No, because you subtract the space required for all the locals from the stack pointer (esp) in the function in the function prologue.

CountSessine · on May 8, 2020

That’s the whole point. If esp is now say 100k or so below bsp, but the stack expansion detection pages maybe don’t extend very far below, say 8k, and you call another function that requires pushing args at esp, presumably you’ll miss the stack expansion. Unless the compiler inserts intentional dead reads to force a stack expansion.

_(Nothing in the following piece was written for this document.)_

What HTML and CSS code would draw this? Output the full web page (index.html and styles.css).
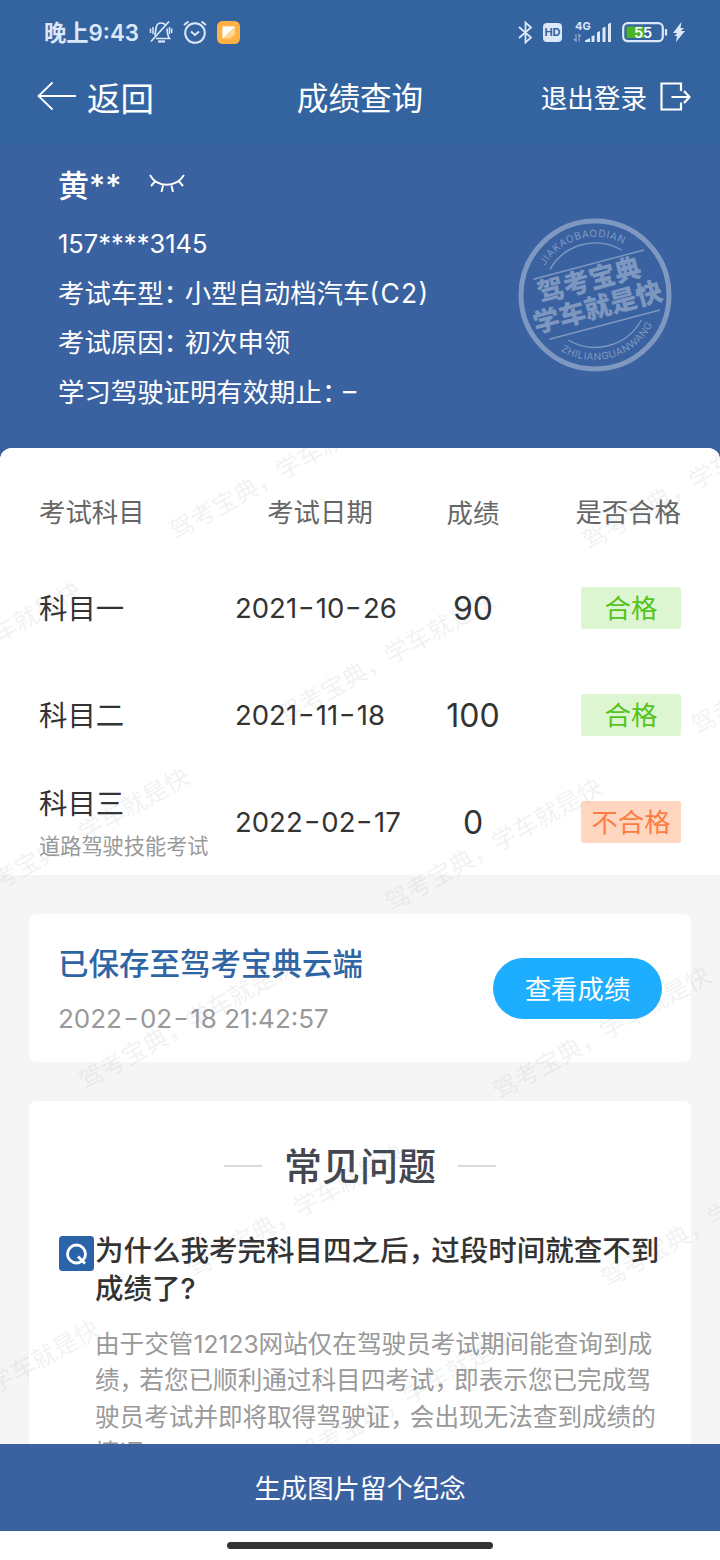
FILE: index.html
```html
<!DOCTYPE html>
<html lang="zh-CN">
<head>
    <meta charset="UTF-8">
    <meta name="viewport" content="width=device-width, initial-scale=1.0">
    <title>成绩查询</title>
    <link rel="stylesheet" href="styles.css">
</head>
<body>

    <header class="header">
        <div class="status-bar">
            <div class="status-left">
                <span class="clock">晚上9:43</span>
                <svg class="icon-mute" width="24" height="24" viewBox="0 0 24 24" fill="none" stroke="#dce7f8" stroke-width="1.7">
                    <path d="M5.500 15.500C7 14 6.500 10 7 8C7.500 5 9.500 3 12 3C14 3 15.500 3.600 16.500 5M18 8.500C18.300 13 18.500 16 20.500 18.500H7M20 1.500L2 21.500"/>
                    <path d="M9 21.500H16" stroke-width="2.200"/>
                    <path d="M1.500 8.500V13M4 7V14M20.500 7V14M22.700 8.500V13" stroke-width="1.500"/>
                </svg>
                <svg class="icon-alarm" width="24" height="24" viewBox="0 0 24 24" fill="none" stroke="#dce7f8" stroke-width="2">
                    <circle cx="12" cy="13" r="9.800"/>
                    <path d="M8 11.500L12 15L16 11.500M1 5L5.500 1.500M18.500 1.500L23 5"/>
                </svg>
                <svg class="icon-app" width="23" height="23" viewBox="0 0 23 23">
                    <rect width="23" height="23" rx="5.500" fill="#ffb141"/>
                    <path d="M5.500 5.500H18V13L13.500 17.500H5.500Z" fill="#ffd692"/>
                    <path d="M5.500 5.500H18L5.500 17.500Z" fill="#fff"/>
                </svg>
            </div>
            <div class="status-right">
                <svg width="15" height="23" viewBox="0 0 15 23" fill="none" stroke="#dce7f8" stroke-width="1.800">
                    <path d="M1 6L13 16.500L7.500 21.500V1.500L13 6.500L1 17"/>
                </svg>
                <span class="hd">HD</span>
                <svg class="icon-signal" width="39" height="23" viewBox="0 0 39 23" fill="#dce7f8">
                    <text x="2" y="9" class="net">4G</text>
                    <path d="M12 19.500L17 17V21H12ZM18.500 15.500L21.500 14V21H18.500ZM24 11.500L27 10V21H24ZM29.500 7L32.500 5.500V21H29.500ZM35 3L38 1.500V21H35Z"/>
                    <path d="M3 13V20L1 18M6 20.500V13.500L8 15.500" fill="none" stroke="#8fabd2" stroke-width="1.200"/>
                </svg>
                <svg class="icon-battery" width="46" height="21" viewBox="0 0 46 21">
                    <rect x="1.200" y="1.200" width="39.600" height="18" rx="4.500" fill="none" stroke="#dce7f8" stroke-width="2.200"/>
                    <rect x="4.500" y="4.500" width="18" height="11.500" rx="1" fill="#4cb227"/>
                    <path d="M44 7V13.500" stroke="#dce7f8" stroke-width="2.200"/>
                    <text x="21" y="15.700" class="level">55</text>
                </svg>
                <svg width="12" height="20" viewBox="0 0 12 20" fill="#dce7f8">
                    <path d="M8.500 0L0 11H4.200L1.500 14H4L3 20L12 9H7.800L11 6H7.500Z"/>
                </svg>
            </div>
        </div>

        <nav class="nav">
            <a class="back">
                <svg width="40" height="30" viewBox="0 0 40 30" fill="none" stroke="#fff" stroke-width="1.800">
                    <path d="M15.500 1.500L1.500 15L15.500 28.500M1.500 15H39"/>
                </svg>
                返回
            </a>
            <h1>成绩查询</h1>
            <a class="logout">
                退出登录
                <svg width="31" height="29" viewBox="0 0 31 29" fill="none" stroke="#fff" stroke-width="2.200">
                    <path d="M21 9V1.500H1.500V27.500H21V20.500M11.500 15H29M24 9L29.500 15L24 21"/>
                </svg>
            </a>
        </nav>
    </header>

    <section class="profile">
        <div class="profile-info">
            <div class="name">
                <span>黄**</span>
                <svg width="36" height="19" viewBox="0 0 36 19" fill="none" stroke="#fff" stroke-width="1.900">
                    <path d="M1 1C8 14 27 14 35 1M6 7.500L2 12M14 11.500L12.500 18M22.500 11.500L24 18M30 7.500L34 12"/>
                </svg>
            </div>
            <p class="phone">157****3145</p>
            <p>考试车型<span class="punct">：</span>小型自动档汽车<span class="code">(C2)</span></p>
            <p>考试原因<span class="punct">：</span>初次申领</p>
            <p>学习驾驶证明有效期止<span class="punct">：</span>–</p>
        </div>
        <svg class="stamp" width="154" height="154" viewBox="0 0 154 154">
            <defs>
                <path id="arc-top" d="M27 48A58 58 0 0 1 107 27"/>
                <path id="arc-bottom" d="M42.700 132.700A65 65 0 0 0 134.700 106"/>
            </defs>
            <circle cx="77" cy="77" r="74" class="ring"/>
            <path class="thin" d="M32 51.300A52.500 52.500 0 0 1 103.700 32M50.300 122A52.500 52.500 0 0 0 123.300 102M15.300 61.300L126 32M31.300 121.300L142 92"/>
            <text class="latin"><textPath href="#arc-top" textLength="90">JIAKAOBAODIAN</textPath></text>
            <text class="latin"><textPath href="#arc-bottom" textLength="107">ZHILIANGUANWANG</textPath></text>
            <text class="slogan" transform="translate(71.300 62) rotate(-14.800)" y="9.500">驾考宝典</text>
            <text class="slogan" transform="translate(79.700 89.300) rotate(-14.800)" y="9.500">学车就是快</text>
        </svg>
    </section>

    <main class="content">
        <section class="scores">
            <div class="row head">
                <span>考试科目</span>
                <span class="date">考试日期</span>
                <span class="score">成绩</span>
                <span class="result">是否合格</span>
            </div>
            <div class="row">
                <span class="subject">科目一</span>
                <span class="date">2021<i>-</i>10<i>-</i>26</span>
                <span class="score">90</span>
                <span class="result"><em class="tag pass">合格</em></span>
            </div>
            <div class="row">
                <span class="subject">科目二</span>
                <span class="date">2021<i>-</i>11<i>-</i>18</span>
                <span class="score">100</span>
                <span class="result"><em class="tag pass">合格</em></span>
            </div>
            <div class="row">
                <span class="subject two-line">科目三<small>道路驾驶技能考试</small></span>
                <span class="date">2022<i>-</i>02<i>-</i>17</span>
                <span class="score">0</span>
                <span class="result"><em class="tag fail">不合格</em></span>
            </div>
        </section>

        <section class="card saved">
            <div class="saved-info">
                <h2>已保存至驾考宝典云端</h2>
                <p>2022<i>-</i>02<i>-</i>18 21:42:57</p>
            </div>
            <button class="btn" type="button">查看成绩</button>
        </section>

        <section class="card faq">
            <h2 class="faq-title">常见问题</h2>
            <div class="qa">
                <svg class="q-icon" width="35" height="35" viewBox="0 0 35 35">
                    <rect width="35" height="35" rx="3.500" fill="#2b63a8"/>
                    <circle cx="17.500" cy="18" r="9" fill="none" stroke="#fff" stroke-width="2.800"/>
                    <path d="M19 20.500L26 27.500" stroke="#fff" stroke-width="2.800"/>
                </svg>
                <div>
                    <h3>为什么我考完科目四之后<span class="punct">，</span>过段时间就查不到<br>成绩了?</h3>
                    <p>由于交管12123网站仅在驾驶员考试期间能查询到成<br>绩<span class="punct">，</span>若您已顺利通过科目四考试<span class="punct">，</span>即表示您已完成驾<br>驶员考试并即将取得驾驶证<span class="punct">，</span>会出现无法查到成绩的<br>情况</p>
                </div>
            </div>
        </section>

        <svg class="watermark" width="720" height="996" viewBox="0 448 720 996">
            <text transform="translate(175.500 540.500) rotate(-29.300)">驾考宝典，学车就是快</text>
            <text transform="translate(588.500 550.500) rotate(-29.300)">驾考宝典，学车就是快</text>
            <text transform="translate(-130 716) rotate(-29.300)">驾考宝典，学车就是快</text>
            <text transform="translate(284 725) rotate(-29.300)">驾考宝典，学车就是快</text>
            <text transform="translate(697 735.500) rotate(-29.300)">驾考宝典，学车就是快</text>
            <text transform="translate(-22 902) rotate(-29.300)">驾考宝典，学车就是快</text>
            <text transform="translate(391 912) rotate(-29.300)">驾考宝典，学车就是快</text>
            <text transform="translate(85 1090.500) rotate(-29.300)">驾考宝典，学车就是快</text>
            <text transform="translate(499 1100.500) rotate(-29.300)">驾考宝典，学车就是快</text>
            <text transform="translate(193 1278) rotate(-29.300)">驾考宝典，学车就是快</text>
            <text transform="translate(607 1288) rotate(-29.300)">驾考宝典，学车就是快</text>
            <text transform="translate(-112 1454) rotate(-29.300)">驾考宝典，学车就是快</text>
            <text transform="translate(302 1465) rotate(-29.300)">驾考宝典，学车就是快</text>
        </svg>
    </main>

    <footer class="footer">
        <button class="save-btn" type="button">生成图片留个纪念</button>
        <div class="home-bar"></div>
    </footer>

</body>
</html>
```
FILE: styles.css
```css
:root {
    --nav: #3464a0;
    --primary: #3b62a0;
    --link: #2f65a5;
    --status: #dce7f8;
    --text: #333;
    --muted: #999;
}

* {
    margin: 0;
    padding: 0;
    box-sizing: border-box;
}

body {
    width: 720px;
    height: 1560px;
    overflow: hidden;
    display: flex;
    flex-direction: column;
    background-color: var(--primary);
    color: var(--text);
    font-family: 'Inter', 'Noto Sans CJK SC', sans-serif;
    font-feature-settings: "case";
    font-size: 26.4px;
    white-space: nowrap;
}

button {
    border: none;
    padding-bottom: 2px;
    font: inherit;
    color: white;
}

.punct {
    font-feature-settings: "halt";
    margin-right: 0.3em;
}

/* wide dash inside dates */
.date i,
.saved i {
    display: inline-block;
    margin: 0 3px;
    font-style: normal;
    transform: scaleX(1.3);
}

/* Header */
.header {
    height: 144px;
    background-color: var(--nav);
    color: white;
}

.status-bar {
    height: 64px;
    padding: 0 35px 0 44px;
    display: flex;
    justify-content: space-between;
    align-items: center;
}

.status-left,
.status-right {
    display: flex;
    align-items: center;
}

.clock {
    color: var(--status);
    font-size: 22.3px;
    font-weight: 600;
    width: 105px;
    padding-bottom: 2px;
}

.icon-alarm {
    margin-left: 10px;
}

.icon-app {
    margin-left: 10px;
}

.hd {
    width: 19px;
    height: 19px;
    margin: 0 11px 0 10px;
    border-radius: 4px;
    background-color: var(--status);
    color: var(--nav);
    font-size: 11px;
    font-weight: 700;
    line-height: 19px;
    text-align: center;
}

.net {
    font-size: 11px;
    font-weight: 700;
}

.icon-battery {
    margin: 0 5px 0 10px;
}

.level {
    fill: white;
    font-size: 14.5px;
    font-weight: 600;
    text-anchor: middle;
}

.nav {
    height: 64px;
    padding: 0 29px 0 37px;
    display: grid;
    grid-template-columns: 1fr auto 1fr;
    align-items: center;
}

.nav h1 {
    font-size: 31.6px;
    font-weight: 400;
    margin-left: -8px;
}

.back,
.logout {
    display: flex;
    align-items: center;
}

.back {
    gap: 10px;
    font-size: 33.5px;
}

.logout {
    gap: 13px;
    justify-content: flex-end;
    font-size: 26.6px;
}

/* Profile */
.profile {
    height: 304px;
    padding: 0 48px 0 58px;
    display: flex;
    justify-content: space-between;
    color: white;
}

.profile-info {
    padding-top: 15px;
}

.profile-info p {
    height: 49.5px;
    line-height: 49.5px;
}

.name {
    height: 48px;
    margin-bottom: 12px;
    display: flex;
    align-items: center;
    gap: 28px;
    font-size: 31px;
    font-weight: 500;
}

.name,
.profile-info .phone {
    font-feature-settings: normal;
}

.phone {
    font-size: 25.5px;
}

.code {
    letter-spacing: 1.4px;
}

.stamp {
    margin-top: 74px;
    fill: rgba(255, 255, 255, 0.35);
}

.ring,
.thin {
    fill: none;
    stroke: rgba(255, 255, 255, 0.35);
    stroke-width: 5;
}

.thin {
    stroke-width: 1.4;
}

.latin {
    font-size: 10px;
}

.slogan {
    font-size: 26.5px;
    font-weight: 900;
    text-anchor: middle;
}

/* Content */
.content {
    position: relative;
    height: 996px;
    overflow: hidden;
    border-radius: 12px 12px 0 0;
    background-color: #f5f5f5;
}

.scores {
    height: 427px;
    padding: 20px 39px 0;
    background-color: white;
}

.row {
    height: 107px;
    display: grid;
    grid-template-columns: 196px 170px 136px 140px;
    align-items: center;
}

.row.head {
    height: 86px;
    padding-bottom: 2px;
    color: #666;
}

.head .date {
    text-align: center;
    font-size: inherit;
}

.row.head .score {
    font-size: inherit;
}

.subject {
    font-size: 28.4px;
    padding-bottom: 2px;
}

.two-line {
    line-height: 43px;
    padding: 8px 0 1px;
}

.two-line small {
    display: block;
    font-size: 21.2px;
    color: var(--muted);
}

.date {
    font-size: 27.5px;
}

.score {
    font-size: 32px;
    text-align: center;
    padding-top: 2px;
}

.result {
    text-align: right;
}

.tag {
    display: inline-block;
    width: 100px;
    height: 42px;
    border-radius: 3px;
    font-style: normal;
    line-height: 42px;
    text-align: center;
}

.pass {
    background-color: #def5d1;
    color: #52c41a;
}

.fail {
    background-color: #ffd6bf;
    color: #fa7d45;
}

.card {
    margin: 39px 29px 0;
    border-radius: 8px;
    background-color: white;
}

.saved {
    height: 148px;
    padding: 0 29px;
    display: flex;
    justify-content: space-between;
    align-items: center;
}

.saved-info {
    padding-top: 5px;
}

.saved h2 {
    color: var(--link);
    font-size: 30.5px;
    font-weight: 500;
    line-height: 55px;
}

.saved p {
    color: var(--muted);
    font-size: 26px;
    line-height: 55px;
}

.btn {
    width: 169px;
    height: 61px;
    border-radius: 31px;
    background-color: #1eaeff;
}

.faq {
    height: 400px;
    padding: 37px 0 0 30px;
}

.faq-title {
    display: flex;
    justify-content: center;
    align-items: center;
    gap: 22px;
    margin-left: -30px;
    color: #44474f;
    font-size: 38px;
    font-weight: 500;
    line-height: 56px;
}

.faq-title::before,
.faq-title::after {
    content: "";
    width: 38px;
    height: 2px;
    background-color: #d8dade;
}

.qa {
    margin-top: 38px;
    display: flex;
    align-items: flex-start;
}

.q-icon {
    margin: 4px 1px 0 0;
}

.qa h3 {
    font-size: 28.5px;
    font-weight: 500;
    line-height: 38px;
}

.qa p {
    margin-top: 18px;
    color: var(--muted);
    font-size: 24.6px;
    line-height: 36.3px;
}

.watermark {
    position: absolute;
    top: 0;
    left: 0;
    font-size: 24.5px;
    fill: rgba(110, 125, 145, 0.11);
    pointer-events: none;
}

/* Footer */
.footer {
    height: 116px;
    background-color: white;
    display: flex;
    flex-direction: column;
    align-items: center;
}

.save-btn {
    width: 100%;
    height: 87px;
    background-color: var(--primary);
}

.home-bar {
    width: 266px;
    height: 7px;
    margin-top: 11px;
    border-radius: 4px;
    background-color: #333;
}
```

CountSessine · on May 8, 2020

s/bsp/ebp/

Silly autocorrect.

vincent-manis · on May 8, 2020

This was a good article. For my money, one of the best conceptual introductions to virtual memory was an article by Jeff Berryman, over 40 years ago. It's been reprinted many times, including at https://en.m.wikisource.org/wiki/The_Paging_Game.

Koshkin · on May 8, 2020

Curiously, you do not need memory virtualization if all you want is memory protection and process isolation: this can be achieved by a simpler piece of hardware that just ensures that a range of the upper bits of the memory address used by the process matches a certain pattern, or tag. This effectively partitions the physical RAM.

fuklief · on May 8, 2020

That sounds like a capability machine e.g., CHERI[1] It seems those might become relatively mainstream in a few years, as ARM seems to be jumping on board [2]

[1]: https://www.cl.cam.ac.uk/research/security/ctsrd/cheri/ [2]: https://www.cl.cam.ac.uk/research/security/ctsrd/cheri/cheri...

monocasa · on May 8, 2020

If anyone wants to play with this idea, you can use the base and bounds registers in the ARM-M and ARM-R specs to do this for one example.

t0350 · on May 8, 2020

You could also implement something likes software isolated process to have memory safety. However, the idea of virtual memory really fascinates me. Such an elegant layer and it brings you many other merits besides memory safety.